If the surgery was performed for a lumbar disc herniation (microdiscectomy) it is 63030 for the first level and 63035 for each additional interspace. 63030 vs. 63047 are diagnosis driven procedures. If it's for stenosis it's 63047. You don't report both at the same level.
Also, why are they reporting an X-Ray?

 
Well, because this provider is trying to increase his payments. This is a lawsuit and the rules don't seem to apply to providers when there is a personal injury. So I guess he can only bill for a 63030 and 63035 bilateral. Is that correct?
 
If it is for disc herniation and going by words without an op note or other info, it is 63030 and 63035. There are many times they also call out stenosis in these cases but the intent and reason for surgery was the disc herniation (normally they have neuro symptoms, numbness, tingling, pain, disuse down the leg). It could just be that someone doesn't understand the rules/coding and tried to credit and bill the 63047 too because of that. This is a common spine coding error.

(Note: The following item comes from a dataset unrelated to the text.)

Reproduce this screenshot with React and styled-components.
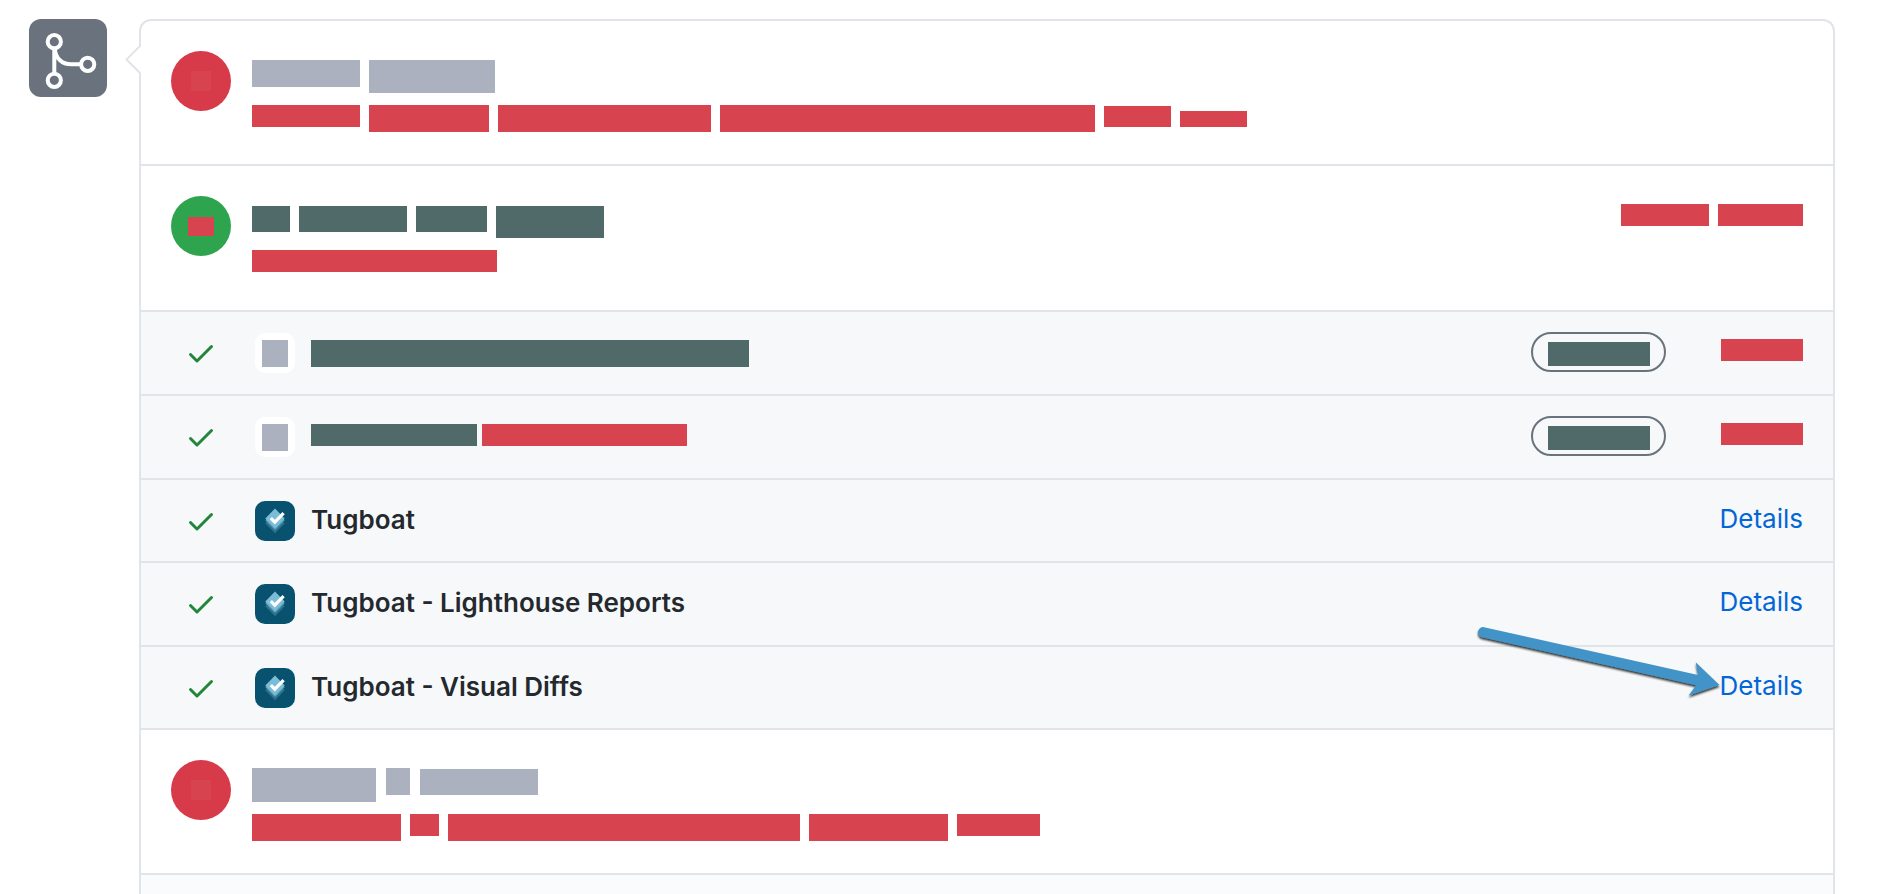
import React from "react";
import styled, { createGlobalStyle } from "styled-components";

const colors = {
  border: "#e1e4e8",
  subtle: "#f6f8fa",
  grey: "#abb1bf",
  red: "#d84350",
  teal: "#506a6a",
};

const GlobalStyle = createGlobalStyle`
  *, *::before, *::after { box-sizing: border-box; }
  body {
    margin: 0;
    background: #fff;
    color: #24292e;
    font-family: Inter, "Liberation Sans", sans-serif;
    font-size: 26px;
    line-height: 24px;
    overflow: hidden;
  }
`;

const Page = styled.main`
  display: flex;
  align-items: flex-start;
  gap: 32px;
  min-height: 100vh;
  padding: 19px 45px 0 29px;
`;

const MergeBadge = styled.div`
  flex: none;
  width: 78px;
  height: 78px;
  border-radius: 12px;
  background: #6a737d;

  svg { display: block; }
`;

const Card = styled.section`
  position: relative;
  flex: 1;
  min-width: 0;
  display: flex;
  flex-direction: column;
  min-height: calc(100vh - 19px);
  border: 2px solid ${colors.border};
  border-bottom: 0;
  border-radius: 12px 12px 0 0;
`;

const Notch = styled.svg`
  position: absolute;
  top: 22px;
  left: -16px;
`;

const Summary = styled.div`
  display: flex;
  gap: 21px;
  min-height: ${(p) => p.$height}px;
  padding: 30px 30px 0;
  border-bottom: 2px solid ${colors.border};
`;

const StatusDot = styled.div`
  flex: none;
  display: flex;
  align-items: center;
  justify-content: center;
  width: 60px;
  height: 60px;
  border-radius: 50%;
  background: ${(p) => p.$color};
`;

const SummaryText = styled.div`
  flex: 1;
  display: flex;
  flex-direction: column;
  gap: 12px;
`;

const TitleArea = styled.div`
  display: flex;
  align-items: flex-end;
  height: 42px;
`;

const BarLine = styled.div`
  display: flex;
  align-items: flex-start;
  gap: ${(p) => p.$gap || 9}px;
`;

const Bar = styled.div`
  flex: none;
  width: ${(p) => p.$w}px;
  height: ${(p) => p.$h || 22}px;
  margin-top: ${(p) => p.$drop || 0}px;
  background: ${(p) => colors[p.$tone || "red"]};
`;

const SummaryActions = styled.div`
  display: flex;
  align-items: flex-start;
  gap: 9px;
  padding-top: 8px;
`;

const CheckList = styled.ul`
  margin: 0;
  padding: 0;
  list-style: none;
  background: ${colors.subtle};
`;

const CheckRow = styled.li`
  display: flex;
  align-items: center;
  height: 84px;
  padding: 0 30px;
  border-bottom: 2px solid ${colors.border};

  &:nth-child(odd):not(:first-child) { height: 83px; }
`;

const CheckState = styled.div`
  display: flex;
  justify-content: center;
  width: 60px;
  margin-right: 24px;
`;

const AppAvatar = styled.div`
  display: flex;
  align-items: center;
  justify-content: center;
  width: 40px;
  height: 40px;
  margin-right: 16px;
  border-radius: 10px;
  overflow: hidden;
  background: ${(p) => p.$color || "#fff"};
`;

const CheckName = styled.div`
  flex: 1;
  display: flex;
  align-items: flex-start;
  gap: 5px;
  height: 26px;
  font-weight: 600;
`;

const Pill = styled.div`
  display: flex;
  align-items: flex-end;
  justify-content: center;
  width: 135px;
  height: 40px;
  margin: 0 55px 2px 0;
  padding-bottom: 4px;
  border: 2px solid #6a737d;
  border-radius: 20px;
`;

const CheckAction = styled.div`
  position: relative;
  height: 28px;
`;

const DetailsLink = styled.a`
  display: block;
  color: #0366d6;
  text-decoration: none;
`;

const Arrow = styled.svg`
  position: absolute;
  right: 100%;
  bottom: 0;
  overflow: visible;
  pointer-events: none;
`;

const CardFooter = styled.div`
  flex: 1;
  background: #fafbfc;
`;

function MergeIcon() {
  return (
    <svg width="78" height="78" viewBox="0 0 78 78" fill="none" stroke="#fff" strokeWidth="4">
      <circle cx="25.3" cy="22.7" r="6.6" />
      <circle cx="25.3" cy="61.3" r="6.6" />
      <circle cx="58.7" cy="45.3" r="6.6" />
      <path d="M25.3 29.5V54.5M25.8 29.5C26.3 39 33 45.3 42 45.3H52" />
    </svg>
  );
}

function CheckIcon() {
  return (
    <svg width="32" height="32" viewBox="0 0 16 16" fill="#22863a" aria-label="Passed">
      <path
        fillRule="evenodd"
        d="M13.78 4.22a.75.75 0 010 1.06l-7.25 7.25a.75.75 0 01-1.06 0L2.22 9.28a.75.75 0 011.06-1.06L6 10.94l6.72-6.72a.75.75 0 011.06 0z"
      />
    </svg>
  );
}

function TugboatIcon() {
  return (
    <svg width="40" height="40" viewBox="0 0 40 40">
      <path d="M20 12.500l9.700 9.800L20 32.300l-9.700-10z" fill="#2e728d" />
      <path d="M20 9.500l9.700 9.800L20 29l-9.700-9.700z" fill="#5d9fba" />
      <path d="M20 7.600l9.700 9.900L20 27.600l-9.700-10.100z" fill="#7bbcd8" />
      <path d="M15.800 17.200l4 4 8.800-9" fill="none" stroke="#fff" strokeWidth="3.200" />
    </svg>
  );
}

function PointerArrow() {
  return (
    <Arrow width="240" height="74" viewBox="1480 628 240 74" aria-hidden="true">
      <defs>
        <filter id="arrow-shadow" x="-10%" y="-20%" width="120%" height="150%">
          <feDropShadow dx="0" dy="2" stdDeviation="1" floodColor="#000" floodOpacity="0.8" />
        </filter>
      </defs>
      <path
        filter="url(#arrow-shadow)"
        fill="#4294c8"
        d="M1484 627.2L1698 675L1695.700 662.300L1719.500 685L1688.700 695.500L1696 685.200L1482 637.200A5.100 5.100 0 0 1 1484 627.200Z"
      />
    </Arrow>
  );
}

const redactedChecks = [
  { id: "first", bars: [{ w: 438, h: 27, tone: "teal" }] },
  { id: "second", bars: [{ w: 166, tone: "teal" }, { w: 205 }] },
];

const tugboatChecks = [
  { name: "Tugboat" },
  { name: "Tugboat - Lighthouse Reports" },
  { name: "Tugboat - Visual Diffs", highlighted: true },
];

function Bars({ items, tone, gap }) {
  return (
    <BarLine $gap={gap}>
      {items.map(([w, h, drop], i) => (
        <Bar key={i} $w={w} $h={h} $drop={drop} $tone={tone} />
      ))}
    </BarLine>
  );
}

export default function App() {
  return (
    <>
      <GlobalStyle />
      <Page>
        <MergeBadge>
          <MergeIcon />
        </MergeBadge>
        <Card>
          <Notch width="17" height="34" viewBox="0 0 17 34" fill="none">
            <path d="M17 2L2 16.500l15 14.500z" fill="#fff" />
            <path d="M15.500 2.500L1.500 16.500l14 14" stroke={colors.border} strokeWidth="2" />
          </Notch>

          <Summary $height={145}>
            <StatusDot $color="#d73a49">
              <Bar $w={20} $h={20} />
            </StatusDot>
            <SummaryText>
              <TitleArea>
                <Bars tone="grey" items={[[108, 27], [126, 33]]} />
              </TitleArea>
              <Bars items={[[108, 22], [120, 27], [213, 27], [375, 27], [67, 21, 1], [67, 16, 6]]} />
            </SummaryText>
          </Summary>

          <Summary $height={146}>
            <StatusDot $color="#2ea44f">
              <Bar $w={26} $h={19} />
            </StatusDot>
            <SummaryText>
              <TitleArea>
                <Bars tone="teal" items={[[38, 26], [108, 26], [71, 26], [108, 32]]} />
              </TitleArea>
              <Bars items={[[245, 22]]} />
            </SummaryText>
            <SummaryActions>
              <Bar $w={88} />
              <Bar $w={85} />
            </SummaryActions>
          </Summary>

          <CheckList>
            {redactedChecks.map((check) => (
              <CheckRow key={check.id}>
                <CheckState>
                  <CheckIcon />
                </CheckState>
                <AppAvatar>
                  <Bar $w={26} $h={27} $tone="grey" />
                </AppAvatar>
                <CheckName>
                  {check.bars.map((bar, i) => (
                    <Bar key={i} $w={bar.w} $h={bar.h} $tone={bar.tone} />
                  ))}
                </CheckName>
                <Pill>
                  <Bar $w={102} $h={24} $tone="teal" />
                </Pill>
                <CheckAction>
                  <Bar $w={82} />
                </CheckAction>
              </CheckRow>
            ))}
            {tugboatChecks.map((check) => (
              <CheckRow key={check.name}>
                <CheckState>
                  <CheckIcon />
                </CheckState>
                <AppAvatar $color="#08526f">
                  <TugboatIcon />
                </AppAvatar>
                <CheckName>{check.name}</CheckName>
                <CheckAction>
                  <DetailsLink href="#details">Details</DetailsLink>
                  {check.highlighted && <PointerArrow />}
                </CheckAction>
              </CheckRow>
            ))}
          </CheckList>

          <Summary $height={145}>
            <StatusDot $color="#d73a49">
              <Bar $w={20} $h={20} />
            </StatusDot>
            <SummaryText>
              <TitleArea>
                <Bars tone="grey" gap={10} items={[[124, 34], [24, 27], [118, 26, 1]]} />
              </TitleArea>
              <Bars items={[[149, 27], [29, 22], [352, 27], [139, 27], [83, 22]]} />
            </SummaryText>
          </Summary>

          <CardFooter />
        </Card>
      </Page>
    </>
  );
}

It also depends on if the payer uses NCCI edits/manual which is CMS not necessarily CPT. I have seen where Work Comp allows different things than McKesson edits or NCCI. So it depends.
 
Thank you for the info. I figure if the hospital billed it that way then so should the surgeon. This is a totally different situation than billing to a commercial or worker's comp carrier but it's good to have that info at hand.